The two coffins and the grave goods had long been removed, but there were more paintings to admire. When the tomb was completed and occupied, a candle had been lowered through a small hole in the apex of the vaulted ceiling. Then the hole was closed. By the time the candle burned out the corpses were sealed in an inert environment. I am not sure this was really much use to the dead, but it was good news for the archaeologists some fifteen hundred year later. The grave goods and other artefacts are in various museums, including the one on site - not that it was open. A less systematic grave robbing had taken place in earlier centuries, sometimes so neatly done that it has been suggested tomb builders and tomb robbers were actually the same people.

Next morning we dropped in on The Last Fort Under Heaven in the northwest of the city. There has probably been a fort here since Han times and the original settlement of Jiayuguan served the fort and was dependant on it. The current Ming structure was completed in1372.

Lynne at the Last Fort under Heaven
Jiayuguan

Two courtyards are surrounded by sturdy walls and surmounted by the standard flamboyant Ming gatehouses and guardhouses. There were quarters for the commander and a Buddhist temple for his spiritual needs. Just outside the fort is the new location of the museum we had failed to find the previous day.

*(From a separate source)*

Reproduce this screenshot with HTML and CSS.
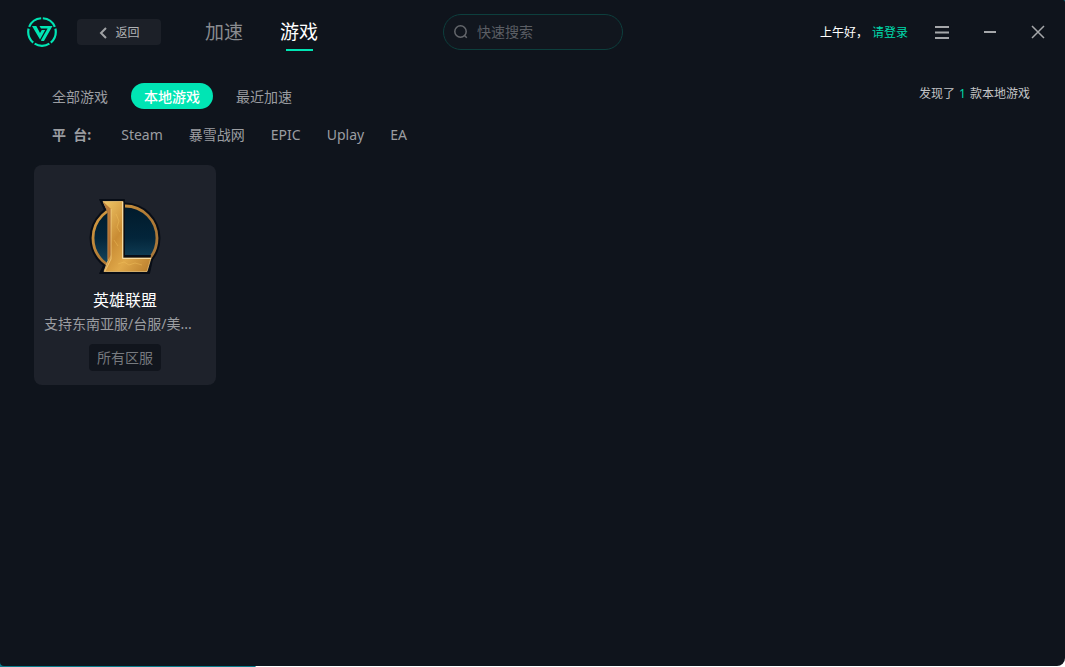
FILE: index.html
```html
<!DOCTYPE html>
<html lang="zh-CN">
<head>
<meta charset="utf-8">
<title>游戏</title>
<link rel="stylesheet" href="styles.css">
</head>
<body>
<div class="app">
  <header class="topbar">
    <svg class="logo" viewBox="0 0 30 30" aria-label="logo">
      <circle class="logo-ring" cx="15" cy="15" r="13.8" pathLength="100"/>
      <path class="logo-mark" d="M5 9h4.300L13 16l1.800-3h3.400L13 22.500z"/>
      <path class="logo-mark" d="M12.500 9h13L17 24h-2.800v-1.200l6.400-11.300H14z"/>
    </svg>
    <button class="back" type="button">
      <svg class="back-icon" viewBox="0 0 8 12"><path d="M7 1L2 6l5 5"/></svg>
      返回
    </button>
    <nav class="tabs">
      <a class="tab" href="#">加速</a>
      <a class="tab tab-active" href="#">游戏</a>
    </nav>
    <label class="search">
      <svg class="search-icon" viewBox="0 0 14 14"><circle cx="6.5" cy="6.5" r="5.7"/><path d="M10.5 10.5l2.3 2.3"/></svg>
      <input class="search-input" type="text" placeholder="快速搜索" aria-label="快速搜索">
    </label>
    <div class="account">
      <span>上午好，</span>
      <a class="login" href="#">请登录</a>
    </div>
    <div class="window-controls">
      <button class="control" type="button" aria-label="菜单"><svg viewBox="0 0 14 14"><path class="bars" d="M0 2h14M0 7.500h14M0 13h14"/></svg></button>
      <button class="control" type="button" aria-label="最小化"><svg viewBox="0 0 14 14"><path class="bars" d="M1 7h12"/></svg></button>
      <button class="control" type="button" aria-label="关闭"><svg viewBox="0 0 14 14"><path class="cross" d="M1 1l12 12M13 1L1 13"/></svg></button>
    </div>
  </header>
  <main class="content">
    <div class="filters">
      <nav class="scopes">
        <a class="scope" href="#">全部游戏</a>
        <a class="scope scope-active" href="#">本地游戏</a>
        <a class="scope" href="#">最近加速</a>
      </nav>
      <p class="found">发现了 <span class="count">1</span> 款本地游戏</p>
    </div>
    <nav class="platforms">
      <strong class="platforms-label">平  台:</strong>
      <a class="platform" href="#">Steam</a>
      <a class="platform" href="#">暴雪战网</a>
      <a class="platform" href="#">EPIC</a>
      <a class="platform" href="#">Uplay</a>
      <a class="platform" href="#">EA</a>
    </nav>
    <section class="games">
      <article class="card">
        <svg class="game-icon" viewBox="0 0 100 95" aria-hidden="true">
          <defs>
            <linearGradient id="sea" x1="0" y1="0" x2="0" y2="1"><stop offset="0" stop-color="#011a2b"/><stop offset=".5" stop-color="#03253a"/><stop offset="1" stop-color="#174c66"/></linearGradient>
            <linearGradient id="gold" x1="0" y1="0" x2="1" y2="1"><stop offset="0" stop-color="#f0c768"/><stop offset=".4" stop-color="#c98c34"/><stop offset=".65" stop-color="#e0a94a"/><stop offset="1" stop-color="#b87c2c"/></linearGradient>
            <linearGradient id="ring" x1="0" y1="0" x2="1" y2="1"><stop offset="0" stop-color="#d9a044"/><stop offset=".5" stop-color="#b07a35"/><stop offset="1" stop-color="#a5773c"/></linearGradient>
          </defs>
          <circle cx="50" cy="48" r="35.500" fill="#080d16"/>
          <path d="M24.500 9.500h25v57.500h28.500l-3.500 16.500H24.500l6.500-13V23z" fill="#080d16" stroke="#080d16"/>
          <circle cx="50" cy="48" r="32" fill="url(#sea)" stroke="url(#ring)" stroke-width="2.800"/>
          <path d="M50 12v53h26l-3 17H28l5-10V23l-6-11z" fill="#080d16"/>
          <path d="M28 11.500h20v56.500h28l-4 13.500H29l4-11V22z" fill="url(#gold)" stroke="#edc477" stroke-width=".8"/>
          <path d="M28 11.500L32.500 22v48.500L36 65V19z" fill="#9c5422" opacity=".6"/>
          <path d="M36 19v50l-6 12" fill="none" stroke="#ffe2a0" stroke-width=".6"/>
          <path d="M47.500 12v56.500H76" fill="none" stroke="#f5dba2"/>
          <path d="M41 24l3 7-2 6 3 5M39 50l4 6M43 74l6-2 5 3 6-2 7 2" fill="none" stroke="#f4c65f" opacity=".4"/>
        </svg>
        <h2 class="game-name">英雄联盟</h2>
        <p class="game-note">支持东南亚服/台服/美...</p>
        <span class="server">所有区服</span>
      </article>
    </section>
  </main>
</div>
</body>
</html>
```
FILE: styles.css
```css
* { box-sizing: border-box; }

body {
  margin: 0;
  min-height: 100vh;
  display: flex;
  padding-bottom: 1px;
  background:
    linear-gradient(#0b7c8c, #0b7c8c) left bottom / 24% 8px no-repeat,
    linear-gradient(#0b7c8c, #0b7c8c) right top / 8px 8px no-repeat,
    #fff;
  font-family: "Noto Sans", "Noto Sans CJK SC", sans-serif;
  font-size: 14px;
  line-height: 20px;
  color: #9b9da1;
}

a { color: inherit; text-decoration: none; }
p, h2 { margin: 0; }
svg { display: block; }
button { border: 0; padding: 0; font: inherit; color: inherit; background: none; }

.app {
  flex: 1;
  min-width: 0;
  background: #0f141c;
  border-radius: 0 2px 8px 4px;
}

.topbar {
  display: flex;
  align-items: center;
  height: 64px;
  padding: 0 20px 0 27px;
}

.logo { width: 30px; height: 30px; margin-right: 20px; }
.logo-ring {
  fill: none;
  stroke: #00e5b4;
  stroke-width: 2.200;
  stroke-dasharray: 18 2;
  stroke-dashoffset: 4;
}
.logo-mark { fill: #00e5b4; }

.back {
  display: flex;
  align-items: center;
  justify-content: center;
  gap: 8px;
  width: 84px;
  height: 26px;
  padding: 1px 0 0 1px;
  border-radius: 4px;
  background: #1c2028;
  font-size: 12px;
  color: #b0b1b4;
}
.back-icon { width: 8px; height: 12px; fill: none; stroke: #a0a2a5; stroke-width: 2; }

.tabs { display: flex; gap: 37px; margin-left: 44px; }
.tab {
  display: flex;
  flex-direction: column;
  align-items: center;
  gap: 3px;
  padding-top: 5px;
  font-size: 19px;
  line-height: 28px;
  color: #898b8f;
}
.tab::after { content: ""; width: 27px; height: 2px; }
.tab-active { color: #fff; }
.tab-active::after { background: #00e5b4; }

.search {
  display: flex;
  align-items: center;
  gap: 9px;
  width: 180px;
  height: 36px;
  margin-left: 125px;
  padding: 0 10px;
  border: 1px solid #0d3f3d;
  border-radius: 18px;
  background: #11161e;
}
.search-icon { flex: none; width: 14px; height: 14px; fill: none; stroke: #64676c; stroke-width: 1.500; }
.search-input {
  flex: 1;
  min-width: 0;
  padding: 0;
  border: 0;
  outline: 0;
  background: none;
  font: inherit;
  color: #fff;
}
.search-input::placeholder { color: #5b5e64; opacity: 1; }

.account { display: flex; gap: 4px; margin-left: auto; padding-top: 2px; font-size: 12px; color: #fff; }
.login { color: #00d9aa; }

.window-controls { display: flex; gap: 34px; margin-left: 27px; }
.control { width: 14px; height: 14px; }
.control svg { width: 14px; height: 14px; fill: none; stroke: #a5a7aa; }
.bars { stroke-width: 2; }
.cross { stroke-width: 1.500; }

.content { padding: 19px 34px; }

.filters { display: flex; align-items: flex-start; justify-content: space-between; }
.scopes { display: flex; gap: 10px; margin-left: 5px; }
.scope { padding: 4px 13px 2px; border-radius: 13px; }
.scope-active { background: #00e5b4; color: #fff; font-weight: 500; }
.found { padding: 1px 1px 0 0; font-size: 12px; color: #c3c4c6; }
.count { margin: 0 1px; color: #00d9aa; }

.platforms { display: flex; gap: 26px; margin: 16px 0 20px 18px; }
.platforms-label { margin-right: 4px; white-space: pre; }

.games { display: grid; grid-template-columns: repeat(auto-fill, 182px); gap: 20px; }
.card {
  display: flex;
  flex-direction: column;
  align-items: center;
  padding: 25px 10px 14px;
  border-radius: 8px;
  background: #1e222b;
}
.game-icon { width: 100px; height: 95px; }
.game-name {
  margin-top: 3px;
  font-size: 16px;
  line-height: 24px;
  font-weight: 400;
  color: #fff;
}
.game-note {
  align-self: stretch;
  margin: 2px 0 10px;
}
.server {
  padding: 4px 8px 3px;
  border-radius: 4px;
  background: #11151d;
  color: #777a7f;
}
```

The Commander's private temple
Last fort Under Heaven, Jiayuguan,
According to legend, the builders calculated they required 999,999 bricks. One million were duly delivered. The spare brick can be seen sitting on a ledge above the inner courtyard. You may believe that if you wish; easier to believe, given the pristine condition of the fort, is that it has been the victim of heavy-handed restoration.

The Last Fort Under Heaven
Jiayuguan
Inside one courtyard a squad of Ming soldiers – students with holiday jobs - were being put through complex drills. From a distance, they seemed to be slashing at each other with deadly weapons.....

Comples weapon drill
Last Fort Under Heaven, Jiayuguan
..... but close up the blades were reassuringly flimsy, the weapons little more than overgrown cutlery.

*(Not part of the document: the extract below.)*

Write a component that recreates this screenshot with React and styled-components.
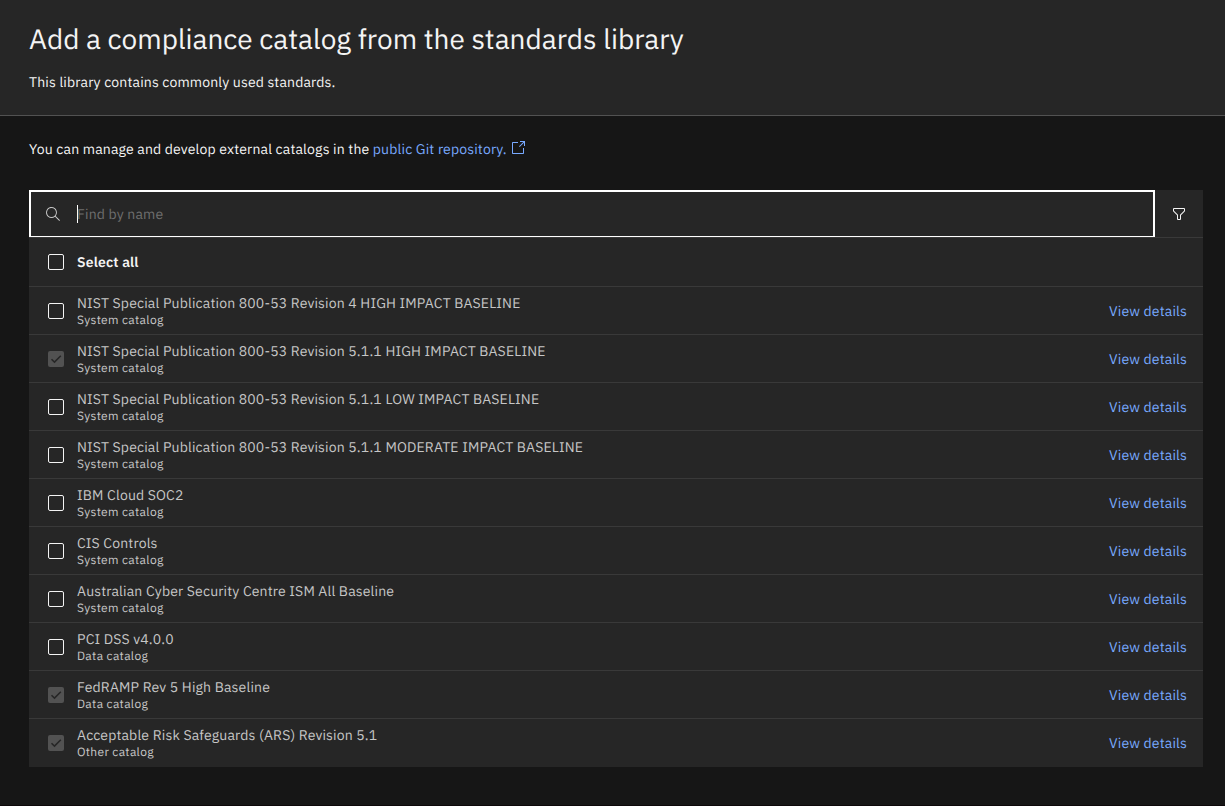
import React from "react";
import styled, { createGlobalStyle } from "styled-components";

const GlobalStyle = createGlobalStyle`
  * { box-sizing: border-box; }
  html, body { margin: 0; height: 100%; background: #161616; overflow: hidden; }
  body {
    font-family: "IBM Plex Sans", Roboto, "Liberation Sans", sans-serif;
    font-size: 14px;
    line-height: 18px;
    letter-spacing: 0.16px;
    color: #f4f4f4;
    text-rendering: geometricPrecision;
  }
`;

const Page = styled.div`
  display: flex;
  flex-direction: column;
  height: 806px;
  background: #161616;
  border-bottom: 1px solid #0d080a;
`;

const Header = styled.header`
  flex: none;
  height: 116px;
  padding: 21px 29px 0;
  background: #262626;
  border-bottom: 1px solid #525252;
`;

const Title = styled.h1`
  margin: 0;
  font-size: 28px;
  line-height: 36px;
  font-weight: 400;
  letter-spacing: 0;
  white-space: nowrap;
`;

const Subtitle = styled.p`
  margin: 16px 0 0;
`;

const Main = styled.main`
  padding: 24px 22px 0 29px;
`;

const Intro = styled.p`
  display: flex;
  align-items: center;
  height: 18px;
  margin: 0 0 32px;
  white-space: pre;
`;

const Link = styled.a`
  display: inline-flex;
  align-items: center;
  gap: 3px;
  color: #78a9ff;
  text-decoration: none;

  svg { margin-bottom: 2px; }
`;

const Catalogs = styled.section`
  background: #262626;
`;

const Toolbar = styled.div`
  display: flex;
  height: 48px;
  border-bottom: 1px solid #393939;
`;

const SearchBox = styled.div`
  flex: 1;
  display: flex;
  align-items: center;
  border: 2px solid #fff;
  border-bottom-width: 1px;
  padding-left: 14px;
`;

const Caret = styled.span`
  width: 1px;
  height: 18px;
  margin-left: 16px;
  background: #fff;
`;

const Placeholder = styled.span`
  margin-left: -1px;
  color: #6f6f6f;
`;

const FilterButton = styled.button`
  display: flex;
  align-items: center;
  justify-content: center;
  width: 48px;
  padding: 0;
  border: 0;
  background: transparent;
  color: #f4f4f4;
`;

const Row = styled.div`
  display: flex;
  align-items: center;
  height: ${(p) => p.$height || 48}px;
  padding: 0 16px 0 19px;
  border-bottom: 1px solid #393939;
  &:last-child { border-bottom-color: transparent; }
`;

const Check = styled.span`
  flex: none;
  display: flex;
  width: 16px;
  height: 16px;
  margin-right: 13px;
  border-radius: 2px;
  border: ${(p) => (p.$locked ? "0" : "1px solid #f4f4f4")};
  background: ${(p) => (p.$locked ? "#525252" : "transparent")};
`;

const SelectAll = styled.span`
  font-weight: 600;
`;

const Labels = styled.div`
  flex: 1;
  display: flex;
  flex-direction: column;
  padding-top: 2px;
`;

const Name = styled.span`
  line-height: 18px;
  color: #c6c6c6;
`;

const Kind = styled.span`
  font-size: 12px;
  line-height: 18px;
  letter-spacing: 0.32px;
  color: #c6c6c6;
`;

const SearchIcon = () => (
  <svg width="16" height="16" viewBox="0 0 16 16" fill="#c6c6c6">
    <path d="M15 14.3 10.7 10c1.9-2.3 1.6-5.8-.7-7.7S4.2.7 2.3 3 .7 8.8 3 10.7c2 1.7 5 1.7 7 0l4.3 4.3.7-.7ZM2 6.5C2 4 4 2 6.5 2S11 4 11 6.5 9 11 6.5 11 2 9 2 6.5Z" />
  </svg>
);

const FilterIcon = () => (
  <svg width="16" height="16" viewBox="0 0 32 32" fill="currentColor">
    <path d="M18 28H14a2 2 0 0 1-2-2V18.41L4.59 11A2 2 0 0 1 4 9.59V6A2 2 0 0 1 6 4H26a2 2 0 0 1 2 2V9.59A2 2 0 0 1 27.41 11L20 18.41V26A2 2 0 0 1 18 28ZM6 6V9.59l8 8V26h4V17.59l8-8V6Z" />
  </svg>
);

const LaunchIcon = () => (
  <svg width="16" height="16" viewBox="0 0 16 16" fill="currentColor">
    <path d="M13 14H3c-.6 0-1-.4-1-1V3c0-.6.4-1 1-1h5v1H3v10h10V8h1v5c0 .6-.4 1-1 1Z" />
    <path d="M10 1v1h3.3L9 6.3l.7.7L14 2.7V6h1V1Z" />
  </svg>
);

const CheckIcon = () => (
  <svg width="16" height="16" viewBox="0 0 16 16" fill="none" stroke="#262626" strokeWidth="1.5">
    <path d="M3.5 8.2 6.5 11.1 12.8 4.7" />
  </svg>
);

const catalogs = [
  { name: "NIST Special Publication 800-53 Revision 4 HIGH IMPACT BASELINE", kind: "System" },
  { name: "NIST Special Publication 800-53 Revision 5.1.1 HIGH IMPACT BASELINE", kind: "System", locked: true },
  { name: "NIST Special Publication 800-53 Revision 5.1.1 LOW IMPACT BASELINE", kind: "System" },
  { name: "NIST Special Publication 800-53 Revision 5.1.1 MODERATE IMPACT BASELINE", kind: "System" },
  { name: "IBM Cloud SOC2", kind: "System" },
  { name: "CIS Controls", kind: "System" },
  { name: "Australian Cyber Security Centre ISM All Baseline", kind: "System" },
  { name: "PCI DSS v4.0.0", kind: "Data" },
  { name: "FedRAMP Rev 5 High Baseline", kind: "Data", locked: true },
  { name: "Acceptable Risk Safeguards (ARS) Revision 5.1", kind: "Other", locked: true },
];

export default function App() {
  return (
    <Page>
      <GlobalStyle />
      <Header>
        <Title>Add a compliance catalog from the standards library</Title>
        <Subtitle>This library contains commonly used standards.</Subtitle>
      </Header>
      <Main>
        <Intro>
          {"You can manage and develop external catalogs in the "}
          <Link>
            public Git repository.
            <LaunchIcon />
          </Link>
        </Intro>
        <Catalogs>
          <Toolbar>
            <SearchBox>
              <SearchIcon />
              <Caret />
              <Placeholder>Find by name</Placeholder>
            </SearchBox>
            <FilterButton aria-label="Filter">
              <FilterIcon />
            </FilterButton>
          </Toolbar>
          <Row $height={49}>
            <Check />
            <SelectAll>Select all</SelectAll>
          </Row>
          {catalogs.map((c) => (
            <Row key={c.name}>
              <Check $locked={c.locked}>{c.locked && <CheckIcon />}</Check>
              <Labels>
                <Name>{c.name}</Name>
                <Kind>{c.kind} catalog</Kind>
              </Labels>
              <Link>View details</Link>
            </Row>
          ))}
        </Catalogs>
      </Main>
    </Page>
  );
}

On guard with oversgrown cutlery
Last Fort Under Heaven, Jiayuguan
From the battlements the importance of the fort is obvious. At Jiayuguan the Hexi corridor bottle-necks before opening out into the Gobi desert. The Great Wall can be seen stretching out to the Qilian Mountains in the south and northwards to the smaller Mazong Mountains. The wall here is simple mud brick, not the elaborate structure it is near Beijing, but it does not need to be. No army or trade caravan approaching China from the West could pass the fort unseen. The Last Fort Under Heaven had total control over the frontier between civilization and barbarism.

The Great Wall stretches away to the Qilian Mountains
Jiayuguan
At various times, Chinese power and influence have spread several thousand kilometres west of here – as they do today. In those days sections of wall reached out into the desert to remote forts, now levelled by time or reduced to stumps in the sand. Later, when the Chinese withdrew into their heartland, this was their final frontier. Even today, beyond Jiayuguan the Han are a minority and many of the people could not be described as ethnically Chinese.

We walked through the fort and out the far side through the Last Gate Under Heaven. The Chinese call their country Zhong Guo, The Middle Land. Once through this gate, you were very much on the edge and no longer under the protection of heaven. Here weeping loved ones said goodbye to those bound for exile, and it still looks a frightening prospect today. Beyond the gate, there is nothing but desert, a bare, flat wilderness bounded only by the distant horizon. Only a gang of boys, each holding a camel on a lead and touting rides, brought any humanity to the scene. We walked back in, through the First Gate Under Heaven.

The First Gate Under Heaven
Jiayuguan
It is a fine fort, the walls and guardhouses more delicate than their heavier cousins in Xi’an, but it is recognisably from the same source. By the fourteenth century, Chinese civilization was far more developed than anything in Europe or anywhere else in the world. They were so far ahead they confused their achievements with perfection. They sat snugly, and indeed smugly, behind their wall and treated the rest of the world with disdain – if they bothered to think about it at all. A trip round any major museum will show that the incredibly advanced porcelain they were producing in the eleventh century was still being made in the seventeenth; that Chinese landscape painting became so stylised they seemed to be forever repeating the same picture. When you have seen one Ming palace you have seen them all, and their forts and their tombs. Once perfection is achieved, there can be no development. The Qing dynasty (1644-1911) saw some slight changes in fashion - furniture became a little heavier - but no change in mind set. By the time the Chinese looked over the parapet again, it was the twentieth century and to their horror, they found the barbarians had not only caught up, they had raced on ahead. It is only in the last three decades that the Chinese have woken up to what has happened. The current headlong rush for modernisation can only end with China playing a more important role in the world, a role that befits a nation with vast resources and a quarter of the world’s population.

It was eleven o’clock and Orlando suggested we go for lunch. We protested. ‘It was too early,’ we said, ‘wouldn’t it be better to set off for Dunhuang and find something on the way?’ Orlando said there was nothing on the way. In urban China it is difficult to walk a hundred metres without tripping over several restaurants, I found it difficult to believe we could drive several hundred kilometres without finding one, but Orlando was adamant (and would be proved right).

We sat in a restaurant, nibbling watermelon and waiting until our stomachs said lunch would be acceptable. Around us, the staff were clearing up after a Chinese coach party. There was an incredible quantity of waste and they were dumping whole plates of food, some of them completely untouched, straight into big buckets on the floor. There was no doubt that when we were ready to eat we would again receive enough for six. Orlando was keen to order for us and we had already primed her not to hold back on the chillies.

The meal, when it came, was as big as expected, the spicing mild, to say the least.